> [Dataset excerpt]:
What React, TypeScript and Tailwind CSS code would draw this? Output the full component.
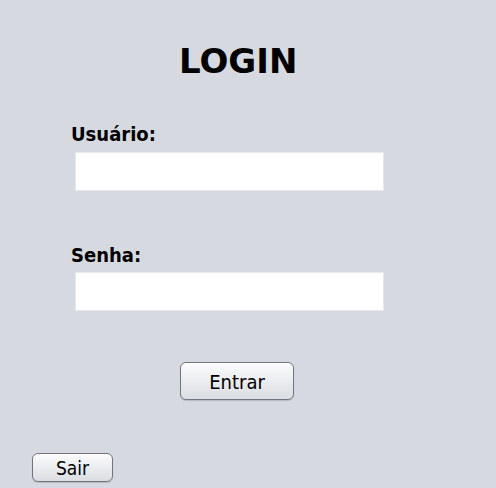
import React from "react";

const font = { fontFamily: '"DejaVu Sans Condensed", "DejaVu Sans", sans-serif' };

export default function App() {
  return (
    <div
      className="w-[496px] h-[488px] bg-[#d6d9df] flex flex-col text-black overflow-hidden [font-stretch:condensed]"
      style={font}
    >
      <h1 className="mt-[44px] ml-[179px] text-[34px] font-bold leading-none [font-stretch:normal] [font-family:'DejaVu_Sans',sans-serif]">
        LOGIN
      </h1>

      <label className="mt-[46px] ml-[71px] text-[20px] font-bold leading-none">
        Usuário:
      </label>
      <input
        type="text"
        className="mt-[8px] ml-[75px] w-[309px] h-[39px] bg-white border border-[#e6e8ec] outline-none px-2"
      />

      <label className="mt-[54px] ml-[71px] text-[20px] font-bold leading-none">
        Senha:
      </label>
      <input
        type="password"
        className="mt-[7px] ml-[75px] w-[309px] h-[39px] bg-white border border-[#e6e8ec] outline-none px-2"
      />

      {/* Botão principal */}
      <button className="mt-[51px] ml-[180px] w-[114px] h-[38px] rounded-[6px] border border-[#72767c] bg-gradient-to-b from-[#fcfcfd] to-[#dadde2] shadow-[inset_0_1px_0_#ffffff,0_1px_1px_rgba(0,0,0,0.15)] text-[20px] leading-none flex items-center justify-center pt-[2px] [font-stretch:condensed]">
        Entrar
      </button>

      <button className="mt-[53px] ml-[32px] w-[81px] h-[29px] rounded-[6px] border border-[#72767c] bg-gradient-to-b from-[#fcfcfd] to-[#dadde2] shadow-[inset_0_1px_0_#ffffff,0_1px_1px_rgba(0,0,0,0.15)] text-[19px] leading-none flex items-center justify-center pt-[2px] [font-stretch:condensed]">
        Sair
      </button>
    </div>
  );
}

> [Short task]:
Return all lines with the word "React" in them.

> [Exercise output]:
What React, TypeScript and Tailwind CSS code would draw this? Output the full component.
import React from "react";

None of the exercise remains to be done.